#### [Aim of the task]
Using the material below, print a verbatim copy of every line from the one containing "Write a component" through the one containing "import styled from", inclusive, and omit the pictures.

#### [Lines of data]
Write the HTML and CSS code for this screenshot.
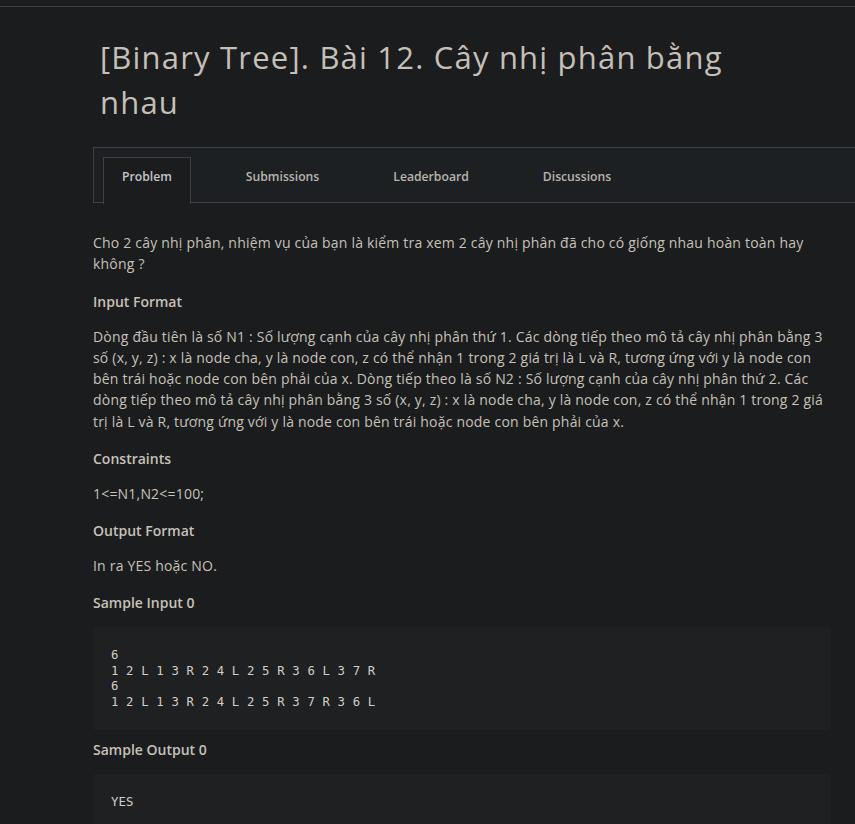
FILE: index.html
```html
<!DOCTYPE html>
<html lang="vi">
<head>
<meta charset="utf-8">
<title>[Binary Tree]. Bài 12. Cây nhị phân bằng nhau</title>
<link rel="stylesheet" href="styles.css">
</head>
<body>
<div class="topbar"></div>
<main class="page">
  <h1 class="title">[Binary Tree]. Bài 12. Cây nhị phân bằng nhau</h1>
  <nav class="tabs">
    <a class="tab active">Problem</a>
    <a class="tab">Submissions</a>
    <a class="tab">Leaderboard</a>
    <a class="tab">Discussions</a>
  </nav>
  <section class="content">
    <p>Cho 2 cây nhị phân, nhiệm vụ của bạn là kiểm tra xem 2 cây nhị phân đã cho có giống nhau hoàn toàn hay không ?</p>
    <h3>Input Format</h3>
    <p>Dòng đầu tiên là số N1 : Số lượng cạnh của cây nhị phân thứ 1. Các dòng tiếp theo mô tả cây nhị phân bằng 3 số (x, y, z) : x là node cha, y là node con, z có thể nhận 1 trong 2 giá trị là L và R, tương ứng với y là node con bên trái hoặc node con bên phải của x. Dòng tiếp theo là số N2 : Số lượng cạnh của cây nhị phân thứ 2. Các dòng tiếp theo mô tả cây nhị phân bằng 3 số (x, y, z) : x là node cha, y là node con, z có thể nhận 1 trong 2 giá trị là L và R, tương ứng với y là node con bên trái hoặc node con bên phải của x.</p>
    <h3>Constraints</h3>
    <p>1&lt;=N1,N2&lt;=100;</p>
    <h3>Output Format</h3>
    <p>In ra YES hoặc NO.</p>
    <h3>Sample Input 0</h3>
    <pre class="code">6
1 2 L 1 3 R 2 4 L 2 5 R 3 6 L 3 7 R
6
1 2 L 1 3 R 2 4 L 2 5 R 3 7 R 3 6 L</pre>
    <h3 class="after-code">Sample Output 0</h3>
    <pre class="code">YES</pre>
  </section>
</main>
</body>
</html>
```

FILE: styles.css
```css
html, body {
  margin: 0;
  padding: 0;
  background: #1b1c1e;
  overflow-x: hidden;
}
body {
  font-family: "Open Sans", "Noto Sans", sans-serif;
  color: #c6c1b9;
}
.topbar {
  height: 6px;
  border-bottom: 1px solid #3b3c3e;
}
.page {
  margin-left: 93px;
  width: 738px;
}
.title {
  margin: 0;
  width: 660px;
  padding: 28px 0 0 7px;
  font-size: 31px;
  line-height: 45px;
  font-weight: 500;
  color: #c4bfb7;
  letter-spacing: 1.2px;
}
.tabs {
  margin-top: 22px;
  width: 800px;
  height: 54px;
  border: 1px solid #3e4043;
  background: #1d2022;
  display: flex;
  gap: 36px;
  padding-left: 9px;
  box-sizing: content-box;
}
.tab {
  display: block;
  margin-top: 9px;
  height: 45px;
  padding: 0 18px;
  font-size: 12.2px;
  font-weight: 600;
  line-height: 37px;
  color: #b9b4ac;
  border: 1px solid transparent;
  border-bottom: 0;
}
.tab.active {
  border-color: #3e4043;
  background: #1b1c1e;
  height: 46px;
  color: #c2c6c9;
}
.content {
  padding-top: 29px;
  font-size: 14px;
  line-height: 21px;
}
.content p {
  margin: 0 0 16px;
  line-height: 21.25px;
  letter-spacing: 0.2px;
}
.content h3 {
  margin: 0 0 14px;
  font-size: 14px;
  font-weight: 600;
  line-height: 21px;
  color: #c6c1b9;
}
.content h3.after-code {
  margin-top: 9px;
}
.code {
  margin: 0;
  background: #1f2022;
  border-radius: 3px;
  padding: 21px 18px 20px;
  font-family: "DejaVu Sans Mono", monospace;
  font-size: 12.3px;
  line-height: 15.5px;
  letter-spacing: 0.15px;
  color: #d2cdc6;
}
```
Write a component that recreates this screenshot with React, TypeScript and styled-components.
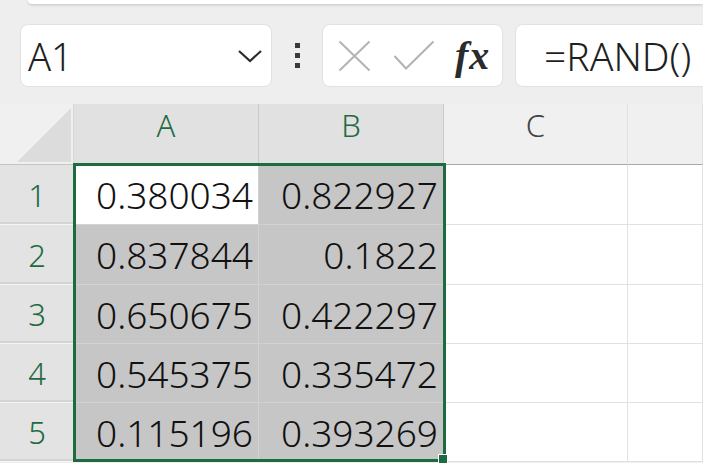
import { createGlobalStyle } from "styled-components";
import styled from "styled-components";

const GlobalStyle = createGlobalStyle`
  html, body {
    margin: 0;
    padding: 0;
    background: #eeeeee;
  }
  body {
    font-family: "Noto Sans", "Liberation Sans", sans-serif;
  }
`;

const Page = styled.div`
  width: 703px;
  height: 463px;
  overflow: hidden;
  background: #eeeeee;
`;

const TopStrip = styled.div`
  height: 4px;
  margin-left: 28px;
  background: #ffffff;
  border-bottom-left-radius: 6px;
  box-shadow: 0 1px 3px rgba(0, 0, 0, 0.18);
`;

const Toolbar = styled.div`
  display: flex;
  align-items: center;
  height: 63px;
  margin-top: 20px;
  padding-left: 20px;
`;

const Box = styled.div`
  height: 63px;
  box-sizing: border-box;
  background: #ffffff;
  border: 1px solid #e2e2e2;
  border-radius: 8px;
  display: flex;
  align-items: center;
`;

const NameBox = styled(Box)`
  width: 252px;
  padding: 0 8px 0 7px;
  justify-content: space-between;
  font-size: 38px;
  font-weight: 350;
  color: #1f1f1f;
`;

const Dots = styled.div`
  width: 50px;
  display: flex;
  flex-direction: column;
  align-items: center;
  gap: 5px;
  span {
    width: 5px;
    height: 5px;
    background: #3a3a3a;
  }
`;

const FxBox = styled(Box)`
  width: 181px;
  padding-left: 14px;
`;

const IconSlot = styled.div<{ $w: number; $ml?: number }>`
  width: ${(p) => p.$w}px;
  margin-left: ${(p) => p.$ml ?? 0}px;
  display: flex;
  align-items: center;
`;

const FxText = styled.span`
  font-family: "Liberation Serif", "DejaVu Serif", serif;
  font-style: italic;
  font-weight: bold;
  font-size: 40px;
  color: #2b2b2b;
  letter-spacing: 1px;
  line-height: 1;
`;

const FormulaBox = styled(Box)`
  flex: 1;
  margin-left: 12px;
  margin-right: -12px;
  padding-left: 28px;
  font-size: 39px;
  font-weight: 350;
  color: #1f1f1f;
  white-space: nowrap;
  overflow: hidden;
`;

const GridWrap = styled.div`
  position: relative;
  margin-top: 17px;
`;

const Grid = styled.div`
  display: grid;
  grid-template-columns: 74px 185px 185px 184px 1fr;
  grid-template-rows: 61px 60px 60px 59px 59px 59px;
`;

const Corner = styled.div`
  position: relative;
  background: #f0f0f0;
  border-right: 1px solid #d6d6d6;
  border-bottom: 1px solid #c4c4c4;
  box-sizing: border-box;
  svg {
    position: absolute;
    right: 2px;
    bottom: 2px;
  }
`;

const ColHead = styled.div<{ $sel?: boolean }>`
  box-sizing: border-box;
  display: flex;
  justify-content: center;
  align-items: flex-start;
  font-size: 31px;
  font-weight: 350;
  line-height: 42px;
  background: ${(p) => (p.$sel ? "#e1e1e1" : "#f0f0f0")};
  color: ${(p) => (p.$sel ? "#1e6b41" : "#444444")};
  border-right: 1px solid ${(p) => (p.$sel ? "#cacaca" : "#e2e2e2")};
  border-bottom: 1px solid ${(p) => (p.$sel ? "#1e6b41" : "#a9a9a9")};
`;

const RowHead = styled.div`
  box-sizing: border-box;
  display: flex;
  justify-content: center;
  align-items: center;
  font-size: 31px;
  font-weight: 350;
  background: #e3e3e3;
  color: #1e6b41;
  border-bottom: 1px solid #f5f5f5;
  box-shadow: inset 0 -2px 0 #d4d4d4;
`;

const Cell = styled.div<{ $sel?: boolean; $active?: boolean }>`
  box-sizing: border-box;
  display: flex;
  justify-content: flex-end;
  align-items: center;
  padding-right: 5px;
  font-size: 37px;
  font-weight: 350;
  color: #111111;
  background: ${(p) => (p.$active ? "#ffffff" : p.$sel ? "#c6c6c6" : "#ffffff")};
  border-right: 1px solid ${(p) => (p.$sel ? "#d2d2d2" : "#e1e1e1")};
  border-bottom: 1px solid ${(p) => (p.$sel ? "#d2d2d2" : "#e1e1e1")};
`;

const Selection = styled.div`
  position: absolute;
  left: 73px;
  top: 59px;
  width: 373px;
  height: 299px;
  box-sizing: border-box;
  border: 3px solid #1e6b41;
  pointer-events: none;
`;

const FillHandle = styled.div`
  position: absolute;
  right: -5px;
  bottom: -5px;
  width: 8px;
  height: 8px;
  background: #1e6b41;
  border: 1px solid #ffffff;
`;

const data: [string, string][] = [
  ["0.380034", "0.822927"],
  ["0.837844", "0.1822"],
  ["0.650675", "0.422297"],
  ["0.545375", "0.335472"],
  ["0.115196", "0.393269"],
];

function Chevron() {
  return (
    <svg width="26" height="16" viewBox="0 0 26 16">
      <path d="M2 3 L13 13 L24 3" fill="none" stroke="#2b2b2b" strokeWidth="2.2" />
    </svg>
  );
}

function CancelIcon() {
  return (
    <svg width="33" height="32" viewBox="0 0 33 32">
      <path d="M1.5 1.5 L31.5 30.5 M31.5 1.5 L1.5 30.5" stroke="#b3b3b3" strokeWidth="2" />
    </svg>
  );
}

function CheckIcon() {
  return (
    <svg width="42" height="32" viewBox="0 0 42 32">
      <path d="M1.5 16 L13 28.5 L40.5 1.5" fill="none" stroke="#b3b3b3" strokeWidth="2" />
    </svg>
  );
}

export default function App() {
  return (
    <Page>
      <GlobalStyle />
      <TopStrip />
      <Toolbar>
        <NameBox>
          <span>A1</span>
          <Chevron />
        </NameBox>
        <Dots>
          <span />
          <span />
          <span />
        </Dots>
        <FxBox>
          <IconSlot $w={33} $ml={1}>
            <CancelIcon />
          </IconSlot>
          <IconSlot $w={42} $ml={22}>
            <CheckIcon />
          </IconSlot>
          <IconSlot $w={40} $ml={20}>
            <FxText>fx</FxText>
          </IconSlot>
        </FxBox>
        <FormulaBox>=RAND()</FormulaBox>
      </Toolbar>
      <GridWrap>
        <Grid>
          <Corner>
            <svg width="54" height="54" viewBox="0 0 54 54">
              <path d="M54 0 L54 54 L0 54 Z" fill="#dcdcdc" />
            </svg>
          </Corner>
          <ColHead $sel>A</ColHead>
          <ColHead $sel>B</ColHead>
          <ColHead>C</ColHead>
          <ColHead />
          {data.map((row, i) => [
            <RowHead key={`h${i}`}>{i + 1}</RowHead>,
            <Cell key={`a${i}`} $sel $active={i === 0}>
              {row[0]}
            </Cell>,
            <Cell key={`b${i}`} $sel>
              {row[1]}
            </Cell>,
            <Cell key={`c${i}`} />,
            <Cell key={`d${i}`} />,
          ])}
        </Grid>
        <Selection>
          <FillHandle />
        </Selection>
      </GridWrap>
    </Page>
  );
}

#### [Output]
Write a component that recreates this screenshot with React, TypeScript and styled-components.
import { createGlobalStyle } from "styled-components";
import styled from "styled-components";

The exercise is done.